AVAILABLE RECORDS:

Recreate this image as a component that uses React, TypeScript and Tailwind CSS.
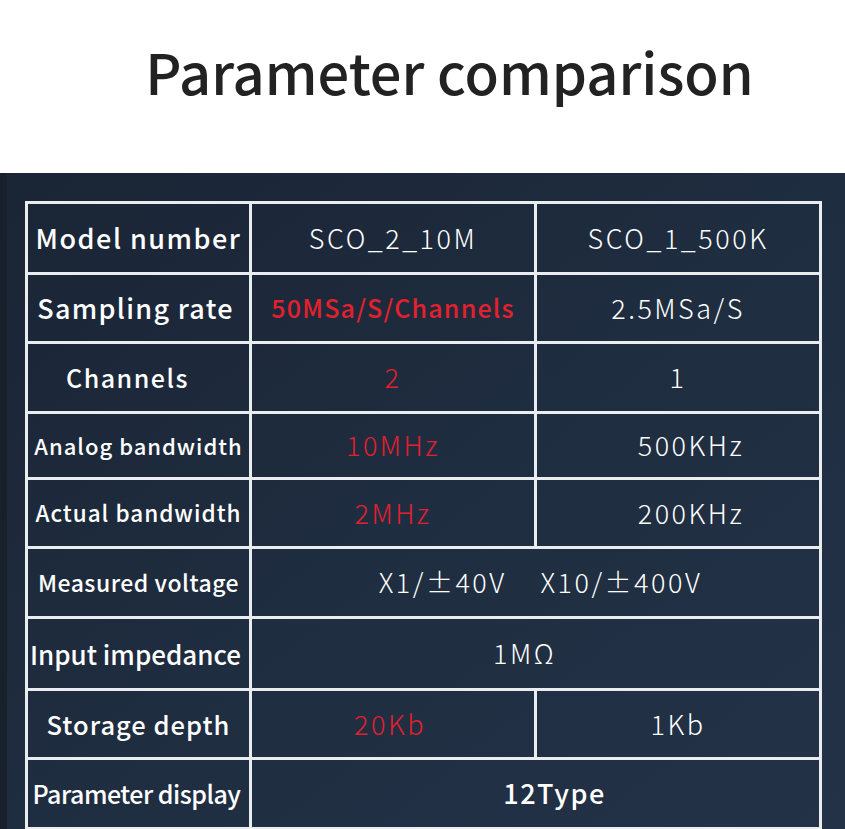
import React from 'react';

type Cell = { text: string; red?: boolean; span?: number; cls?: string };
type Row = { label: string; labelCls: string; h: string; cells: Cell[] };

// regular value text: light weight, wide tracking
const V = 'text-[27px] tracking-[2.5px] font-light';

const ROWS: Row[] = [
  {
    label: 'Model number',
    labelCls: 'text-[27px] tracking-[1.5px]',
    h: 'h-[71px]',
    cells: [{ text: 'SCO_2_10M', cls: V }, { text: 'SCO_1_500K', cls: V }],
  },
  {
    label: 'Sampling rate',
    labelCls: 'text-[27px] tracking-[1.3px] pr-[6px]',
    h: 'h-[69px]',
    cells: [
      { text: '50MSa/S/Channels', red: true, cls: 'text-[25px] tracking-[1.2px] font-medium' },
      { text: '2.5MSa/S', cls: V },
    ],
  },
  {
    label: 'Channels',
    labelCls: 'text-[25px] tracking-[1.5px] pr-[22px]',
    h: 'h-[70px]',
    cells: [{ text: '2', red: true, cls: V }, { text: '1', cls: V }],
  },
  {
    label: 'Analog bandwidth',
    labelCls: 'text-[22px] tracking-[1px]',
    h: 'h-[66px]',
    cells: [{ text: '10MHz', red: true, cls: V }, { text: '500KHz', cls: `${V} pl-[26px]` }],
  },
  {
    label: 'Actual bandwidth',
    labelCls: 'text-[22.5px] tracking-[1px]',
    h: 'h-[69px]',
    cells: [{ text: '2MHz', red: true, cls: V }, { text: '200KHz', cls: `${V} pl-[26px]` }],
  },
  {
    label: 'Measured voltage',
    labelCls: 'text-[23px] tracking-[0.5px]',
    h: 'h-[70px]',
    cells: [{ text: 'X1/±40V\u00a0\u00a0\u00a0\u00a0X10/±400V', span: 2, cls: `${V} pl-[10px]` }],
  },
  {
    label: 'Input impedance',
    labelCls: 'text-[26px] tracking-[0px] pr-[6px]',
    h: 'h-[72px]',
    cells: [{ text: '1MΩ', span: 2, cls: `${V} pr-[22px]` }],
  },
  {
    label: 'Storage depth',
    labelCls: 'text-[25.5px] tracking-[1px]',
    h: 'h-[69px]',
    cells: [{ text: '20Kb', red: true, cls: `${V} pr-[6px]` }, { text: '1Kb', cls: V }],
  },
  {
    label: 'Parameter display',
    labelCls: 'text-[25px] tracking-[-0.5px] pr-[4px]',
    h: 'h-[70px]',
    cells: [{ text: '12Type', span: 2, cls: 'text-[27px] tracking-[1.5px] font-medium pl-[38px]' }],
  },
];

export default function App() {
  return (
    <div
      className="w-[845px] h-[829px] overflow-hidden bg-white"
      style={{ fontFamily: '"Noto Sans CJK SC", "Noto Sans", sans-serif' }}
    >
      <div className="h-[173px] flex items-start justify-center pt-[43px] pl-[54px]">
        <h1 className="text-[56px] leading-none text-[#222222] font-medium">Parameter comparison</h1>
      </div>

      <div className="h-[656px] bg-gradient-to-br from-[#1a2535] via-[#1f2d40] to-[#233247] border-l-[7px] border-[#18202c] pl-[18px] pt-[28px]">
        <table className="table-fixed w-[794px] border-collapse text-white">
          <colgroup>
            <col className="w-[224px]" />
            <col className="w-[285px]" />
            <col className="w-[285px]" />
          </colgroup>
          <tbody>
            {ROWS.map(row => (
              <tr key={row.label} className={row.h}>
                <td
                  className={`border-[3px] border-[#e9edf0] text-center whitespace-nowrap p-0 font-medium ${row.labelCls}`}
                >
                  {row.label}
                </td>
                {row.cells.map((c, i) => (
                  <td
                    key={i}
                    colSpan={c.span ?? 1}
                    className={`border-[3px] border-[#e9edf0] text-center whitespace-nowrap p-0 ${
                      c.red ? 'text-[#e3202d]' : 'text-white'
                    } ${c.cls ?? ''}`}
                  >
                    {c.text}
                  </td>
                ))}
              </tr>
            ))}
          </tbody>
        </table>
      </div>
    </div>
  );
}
* * *
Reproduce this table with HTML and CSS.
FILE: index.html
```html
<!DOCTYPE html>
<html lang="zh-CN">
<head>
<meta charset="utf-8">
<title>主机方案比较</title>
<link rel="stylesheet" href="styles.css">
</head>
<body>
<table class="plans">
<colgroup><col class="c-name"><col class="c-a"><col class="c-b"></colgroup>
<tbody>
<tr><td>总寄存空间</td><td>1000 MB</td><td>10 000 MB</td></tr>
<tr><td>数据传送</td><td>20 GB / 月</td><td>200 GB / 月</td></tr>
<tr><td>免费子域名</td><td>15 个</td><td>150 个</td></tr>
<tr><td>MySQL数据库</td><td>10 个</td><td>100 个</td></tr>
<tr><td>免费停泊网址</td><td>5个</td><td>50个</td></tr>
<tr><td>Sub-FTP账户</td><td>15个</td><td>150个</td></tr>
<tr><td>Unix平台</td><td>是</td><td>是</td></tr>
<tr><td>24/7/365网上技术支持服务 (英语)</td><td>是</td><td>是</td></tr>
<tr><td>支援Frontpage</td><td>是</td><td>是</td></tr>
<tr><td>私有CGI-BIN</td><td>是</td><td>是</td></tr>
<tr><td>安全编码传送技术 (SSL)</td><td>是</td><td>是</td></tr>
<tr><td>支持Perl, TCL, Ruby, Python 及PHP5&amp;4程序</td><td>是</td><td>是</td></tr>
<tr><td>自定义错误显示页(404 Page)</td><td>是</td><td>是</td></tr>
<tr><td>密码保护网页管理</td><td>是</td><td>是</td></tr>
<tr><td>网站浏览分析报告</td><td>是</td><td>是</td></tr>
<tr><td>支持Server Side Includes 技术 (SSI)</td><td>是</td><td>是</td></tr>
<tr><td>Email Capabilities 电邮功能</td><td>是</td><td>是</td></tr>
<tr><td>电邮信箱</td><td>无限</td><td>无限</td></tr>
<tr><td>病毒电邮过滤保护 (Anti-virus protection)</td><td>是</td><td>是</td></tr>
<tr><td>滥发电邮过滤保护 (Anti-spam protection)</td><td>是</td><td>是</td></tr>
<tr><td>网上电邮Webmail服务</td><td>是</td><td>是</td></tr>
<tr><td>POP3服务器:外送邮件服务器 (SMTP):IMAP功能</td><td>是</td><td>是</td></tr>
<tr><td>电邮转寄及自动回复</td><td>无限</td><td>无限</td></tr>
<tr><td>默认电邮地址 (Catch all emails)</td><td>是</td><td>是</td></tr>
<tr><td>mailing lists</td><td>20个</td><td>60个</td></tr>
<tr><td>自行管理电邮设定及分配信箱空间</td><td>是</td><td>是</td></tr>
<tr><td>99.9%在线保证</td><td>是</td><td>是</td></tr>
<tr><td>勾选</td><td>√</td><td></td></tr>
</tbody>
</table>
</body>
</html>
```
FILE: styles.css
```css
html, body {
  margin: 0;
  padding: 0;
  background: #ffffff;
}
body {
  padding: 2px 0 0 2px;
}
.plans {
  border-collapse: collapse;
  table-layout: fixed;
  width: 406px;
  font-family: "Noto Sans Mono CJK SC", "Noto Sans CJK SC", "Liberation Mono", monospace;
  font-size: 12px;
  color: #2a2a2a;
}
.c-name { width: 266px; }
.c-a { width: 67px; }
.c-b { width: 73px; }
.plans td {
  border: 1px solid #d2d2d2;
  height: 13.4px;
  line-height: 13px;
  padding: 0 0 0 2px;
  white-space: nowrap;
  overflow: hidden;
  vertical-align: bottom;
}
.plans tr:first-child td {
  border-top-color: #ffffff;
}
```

WHAT IS ASKED: From the records above, copy exactly the stretch from the line holding "Recreate this image" through the line holding "string; labelCls: string;", both ends included, without the pictures.

SOLUTION:
Recreate this image as a component that uses React, TypeScript and Tailwind CSS.
import React from 'react';

type Cell = { text: string; red?: boolean; span?: number; cls?: string };
type Row = { label: string; labelCls: string; h: string; cells: Cell[] };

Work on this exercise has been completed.